Yes, exactly. But then he makes a point of investing an asset. If you have got 250,000 [people] giving you small gifts, for the public as a whole looking at this fundraising, that’s a lot more wholesome than the few people giving lots. And so it’s a way of even making a plus out of the grungy business of the fundraising.
Are you encouraged by that? There are a lot of people who see that as possibly the best thing that they have seen here, the idea that one person can raise money that way.
Yes, I think it’s a very healthy development. And so, as I say, I don’t know that much about it. I just read along with everybody else. I am intrigued by the organizational skills of getting the word out to all of these 250,000 people or so forth — how physically he has done that and what kind of people he has been able to bring to his campaign that, in fact, are doing the grunge working all that.
The other thing is the suggestion that they are a younger crowd, too, which wouldn’t be too bad.
Yes. Well, it may or may not.
We don’t know yet.
But there is that impression that he is young. And certainly the pictures of him at his rallies, it appears there are a lot of young people there.
The thing that your essay points out probably most of all is the fact that competence is never much of a category.

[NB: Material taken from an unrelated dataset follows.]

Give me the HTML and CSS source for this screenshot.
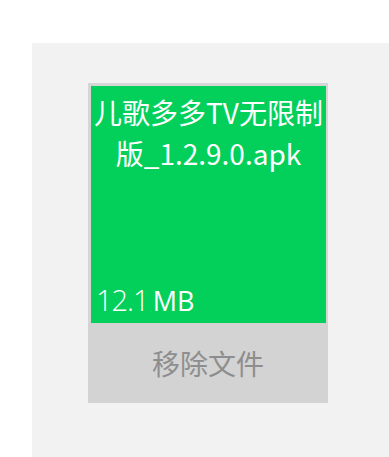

No. And it still, without gilding the lily too much, appears to be unfortunate, because then when you have a problem — take the current presidency, people would say, “Well, now looking back on it, President Bush did not have a great deal of experience in foreign policy.” In fact, some would say that his experience was limited in lots of ways.
So this is the reason, then, supposedly that his father or his wise men suggested somebody like Dick Cheney as vice president and [Donald] Rumsfeld as secretary of defense; in other words, a lot of old hands who have been around. They have been chief of staff in the White House before, for example, or have run wars, whereas Bush has not been involved in any of this. But at this point, after six or seven years, the writers routinely go through how tragic all of this is.
But the time for the analysis is probably during the candidacy, as to what are the qualifications of the person, how extensive is his or her background for the job, and how important are the ideas in the campaign itself, unless there is a suspicion that they are simply being thrown out as straw men. In other words, what kind elaboration, academic backup and so forth, is there for this?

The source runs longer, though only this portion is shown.